Wednesday, 1 February 2017

"Look-and-guess"? That's not the 'alternative' to universal, systematic, synthetic phonics teaching!



Strong advocates of universal systematic synthetic phonics teaching (what is in place in English schools at the moment) will buttress their case by typifying what others do or have done as inviting the children to 'look and guess', and/or 'look at the picture and guess the word.' This is, in short a lie. It's not what the opposing argument claims.

This use of the word 'guessing' is overcharged. Let's leave to one side the 'words and picture' example for the moment. The word 'context' can mean a variety of things including: the underlying grammar of a sentence - which children will know; it can mean the underlying and implied semantics (meaning) of the sentence as implied by, say, the opening two or three words.

It's very difficult (impossible?) to tell whether a child, at exactly the moment when reading a phonically regular text is using which of these three elements to read-for-meaning: phonics, semantics, syntax. So, take one of the phonics schemes. Ask a child to read it. It may well be that the child will use all three of these methods in different combinations at different times.
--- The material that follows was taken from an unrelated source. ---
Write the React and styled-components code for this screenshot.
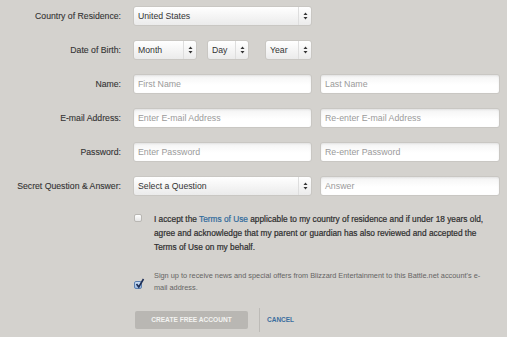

It's a great irony. The phonics schemes are trying very hard to make their texts fun and enjoyable. They've employed the great Julia Donaldson, for example. The irony is that the more fun and enjoyable they are, the more a child will want to read for meaning and you can't stop the child doing that. If you want to only teach the alphabetic principle, then forget the enjoyment bit! Just do word lists, blending, nonsense words. That's the abstract way. But of course the phonics schemes writers and devisers know that that's not possible because of young children's motivation. So they mix 'alphabetic principle' with semantics - and by virtue of the sentences being coherent and cohesive - with syntax too.

It's a triumph of mixed methods! Which is where we all started from - in my case 'The Beacon Readers' devised in the 1920s, still going strong in the 1940s/1950s which strongly advocated 'mixed methods'.